The film’s greatest merits are revealed here, as Fabian’s suffering because of the guilt he feels is symbolically portrayed in a shot in which he looks through the window of his apartment, which has bar across it. He is no less in a prison that Joaquin, and even more so, since the latter’s compassion in prison toward other inmates shows his moral qualities and the strength of character. We see the sufferings of Joaquin’s wife and children, and in one particular shot, we see them standing at the edge of the cliff, his wife almost commits suicide with her children, but in the next shot we se a colorful carousel and the children laughing.

The hypnotic shots with very little camera movement make us feel the suffering of the characters, and shows us the brilliance of the suburban landscapes as they are shown in muted artificial light. In a particularly moving scene, we see Joaquin’s wife’s face for a long time, as it changes, on the verge of tears, etched in suffering. It is similar to the last shot of Ming-liang Tsai’s Vive L’Amour, and has a similar hypnotizing feel, although it is a medium long shot, and not a close-up. This film, unlike many other Lav Diaz films, is shot in color, and a distinctly new feel and aesthetic emerge. 

The main problem with Norte, the End of History is, as its end is nearing, it is starting to become a “mythology of provenance”, dealing with the origins of animalistic evil embodied in Fabian. He rapes his sister and is almost identified with a dog when he plays with him shortly after the crime. Fabian says to his sister earlier, that he does not believe in the concept of family any more, that it was cursed and rotten from its very beginning, since their parents left for Europe and the USA, while Fabian and his sister were raised by maids. Diaz falls in a trap of exposing Fabian’s criminality in terms of discourses on degeneration, and as Fabian’s crimes multiply, his mental state disintegrates as well. In the end, we see Joaquin levitating, implying that he is saved, while Fabian is shown crossing the river – a possible allusion to the river Styx, and the film abruptly ends leaving him in the middle of the stream implying that he is in purgatory of sorts.
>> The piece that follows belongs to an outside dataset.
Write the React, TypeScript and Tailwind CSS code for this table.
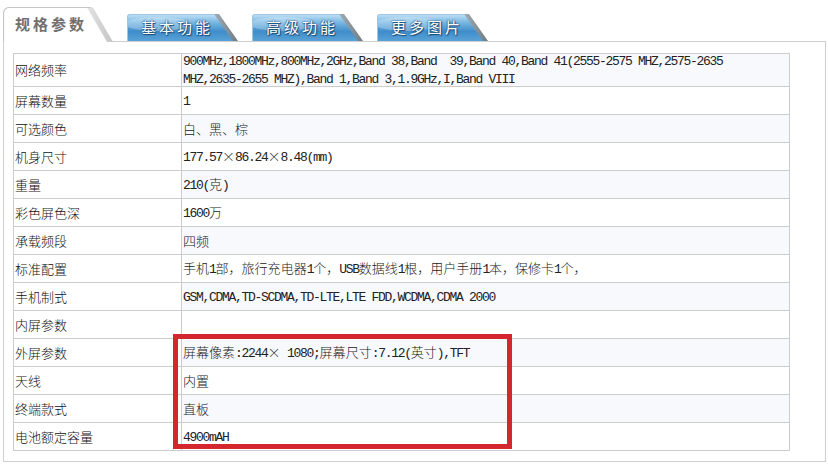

Some time earlier in the film, Joaquin’s wife says that she doesn’t envy rich people; they have big houses and expensive cars, but their children live without a mother or father. Diaz presents himself as some kind of a nihilistic Ozu, with an idea that a family life is the only possible way of escaping the life of terror (“To live is a curse”, says one inmate), and shows the extremes: an anarchist renounces all family bonds and is deprived of them from the start, and a virtuous, simple family man, although imprisoned, is saved through love for his family. In Evolution of a Filipino Family, the depiction of family life resonates much more strongly and delicately, as we witness the demise of a family during the Marcos regime. Norte is a critics’ darling, similarly to Haneke’s Amour; both films fall short due to forced symbolism. Diaz’s and Haneke’s earlier work deserves to be praised much more (with both directors we do not have to go far in the past, The White Ribbon and Florentina Hubaldo, CTE were released shortly before the aforementioned films).

Diaz is at his best when he deals with cultural trauma, memory and political imagination of a nation, mainly in his Melancholia, Florentina Hubaldo, CTE and From What is Before. In Melancholia, personal trauma is closely intertwined with cultural trauma, as Diaz is explores the feelings of the families of the missing during Marcos’ reign; in Florentina Hubaldo, CTE, Florentina represents the Philippines themselves, raped and tortured by foreign powers and dictators, traumatized, she struggles to remember. In Norte, we see the contemporary Philippines, but Diaz was not satisfied with portraying the collapse of a society in the form of devastating radical individualism, but wanted to show the origins of evil, and ended up in simplifications and discourses on degeneration based on generalized presumptions. The film is in color, but is more black-and-white than all of his earlier films.

Rating: 3 out of 5.

2 responses to “Norte, the End of History (2013): Lav Diaz’s Take on “Crime and Punishment””

  1. While I did like the film, I largely agree with you that it is not as powerful as Diaz’s other, longer films like Evolution of a Filipino Family where the duration of time and the ‘slow cinema’ mode really carry a cumulation of emotional weight. That begs the question though, does Diaz need 6 or more hours as a canvas to fully realise his cinematic projects? Is the (mere) 4 hours of Norte not enough?

    Liked by 1 person

    • I don’t think that duration (of 6+ hours) is the crucial element for Diaz’s films. Tolstoy and Thomas Mann could write both gargantuan novels and short stories. I believe that Diaz is able to communicate himself in a shorter format as well. The main problem with Norte is that he fell apart at the end on the level of ideas his characters embodied, it was too banal, they became types (as one critic noted) and not real men. Florentina is a symbol, but of cultural trauma and memory, while Fabian and Joaquin are merely tools for Diaz’s new-found soft conservativism. I believe that Norte was a calculative film on the part of Lav Diaz to please the critics and to make him more renowned so he can make what he wants. Taking Crime and Punishment as a starting point, and using color, kind of point in that direction.